Composer: Franz Joseph Haydn
Performer: Gewandhaus Quartet
Format: FLAC (tracks)
Label: Eterna
Release: 1982
Size: 223 MB
Recovery: +3%
Scan: cover
Instrumentalmusik über die sieben letzten Worte unseres Erlösers am Kreuze (Fassung für Streichquartett, Op. 51, No. 1-7, Hob XX/1B)
01. Introduktion. Maestoso ed adagio
02. Sonata I. Largo
03. Sonata II. Grave e cantabile
04. Sonata III. Grave
05. Sonata IV. Largo
06. Sonata V. Adagio
07. Sonata VI. Lento
08. Sonata VII. Largo
09. Das Erdbeben. Presto con tutta la forza
What does an East German performance of Haydn’s deeply devotional Seven Last Words of Christ on the Cross sound like?

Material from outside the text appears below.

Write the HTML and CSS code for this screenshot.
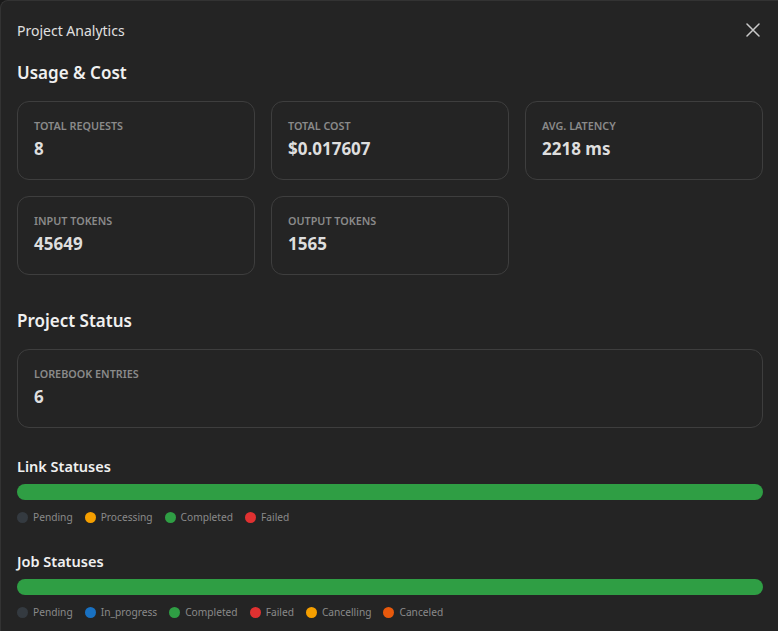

Good question: what could it sound like? It’s not that the East Germans had become lesser musicians after the Communist Party took over the county — they still had Dresden, Leipzig, and above all half of Berlin on their side of the iron curtain — but that they had become aesthetic atheists, musicians whose interpretations were officially freed from the burden of what Marx described as the opiate of the masses. But what does that interpretive stance do to a performance of a work that is nothing if it’s not profoundly religious? In the case of this 1980 recording by the Gewandhaus-Quartett, it means a beautifully played, lovingly interpreted, intensely concentrated, and strongly felt performance. From the opening Maestoso ed Adagio through the seven searing central slow movements to the closing Presto con tutta la forza, the Gewandhaus players deliver a performance of overwhelming power. One might wonder whether they believed as Haydn believed, but one cannot doubt that they mean every note they play. Captured in close, warm sound by Berlin Classics, this Seven Last Words may or may not be a religious experience — who can possibly know? — but it is surely an immensely satisfying aesthetic experience.